Focus will be on the role of tides in determining the spatio-temporal variabilities of low latitude ionospheric current systems (Sq and EEJ) and large-scale plasma structures and instabilities.

The science behind Space Weather is becoming increasingly multidisciplinary. From solar eruptions, to solar-wind/magnetosphere/ionosphere interactions, to complex couplings of the Earth's global electrical circuit and Schumann resonances, to space-weather impacts on other planetary environments, the scientific puzzles to solve are complex and require advances in modeling. Nowadays, forecasting models range from completely empirical, such as the prediction of geomagnetic indexes based on statistical regression analysis, to physics-based, for example, state-of-the-art MHD simulations of Coronal Mass Ejection propagation. The paradigm of 'grey-box modeling' lives between these two extrema: data-driven reduced models that on one hand stem from a physics description, and on the other hand rely on data analysis to fit the free parameters. This approach is highly effective for interpreting space-weather-related data. It can also be a useful tool in support of space missions throughout the solar system, as seen for example in global radiation modeling that includes the parameterization of space weather conditions in plasma- interaction scenarios. All of these modeling approaches benefit from mathematical techniques that have been typically studied in contexts outside that of space weather. This topic is thus a fertile ground for a broad range of interdisciplinary collaborations.

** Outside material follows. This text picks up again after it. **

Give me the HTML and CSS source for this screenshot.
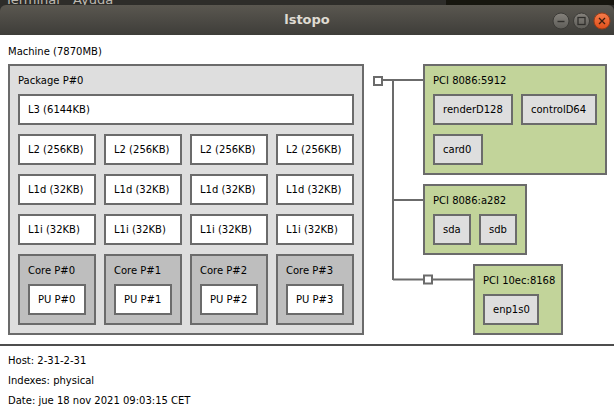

We encourage contributions pertaining to recent progress in the effective incorporation of data into space weather modeling and prediction at any point along the chain from sun to planets. Moreover, we welcome approaches that are less traditional in the space weather community but possess potential for significant progress in forecasting and understanding space weather, and that draw upon "lessons learned" or "best practices" from applications to non-space-weather problems."